The general opinion here seems to be that Kelly and his confederates, having found that the troopers were close upon their back track from the Murray, have crossed the railway line somewhere below Glenrowan, and have made across towards the King River. That they were in the Warby ranges last week is quite certain, for their tracks were followed right down from the vicinity of Lake Rowan, until they were at last lost near the Taminick Station, at the southern end of the Warby Ranges.

Not only was the packhorse found as already mentioned, but some little distance further along the track a pair of hobbles for securing horses at night were picked up, and also a broken ramrod. This latter was bush-made, and as the gang are known to have a muzzle-loading gun with them, it is regarded as evidence that the trail, which was well followed up for about 40 miles, was a good one.

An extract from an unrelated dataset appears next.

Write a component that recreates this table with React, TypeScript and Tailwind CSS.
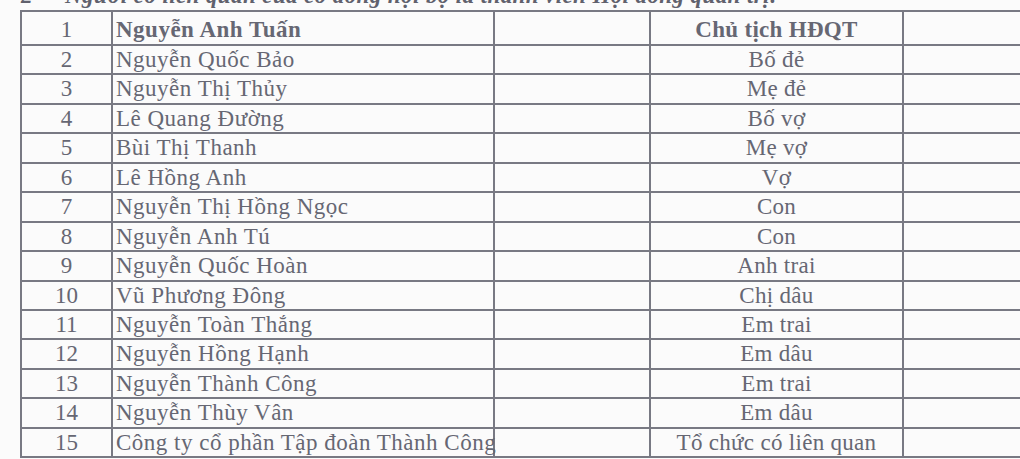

The track was finally lost near a sheep yard of the station named, in consequence of a flock of sheep having crossed it and quite obliterated it. It is also said that the party of troopers who separated from the main body yesterday, proceeding along the top of the Warby ranges, and who did not return to Wangaratta until late last evening, came across a camp not more than four or five days old, and this is considered further proof of the gang having been in that district recently.

It is stated that Kelly and his mates had intended to commence a bushranging career before they made the fatal attack on Sergeant Kennedy’s party at Stringybark Creek. It has been said by some of their friends that it was their intention to have stuck up the Jamieson escort about three weeks since, but owing to some slight alteration in the time of starting the escort, this intention was frustrated., It is probable that they may be on the look out for the next escort.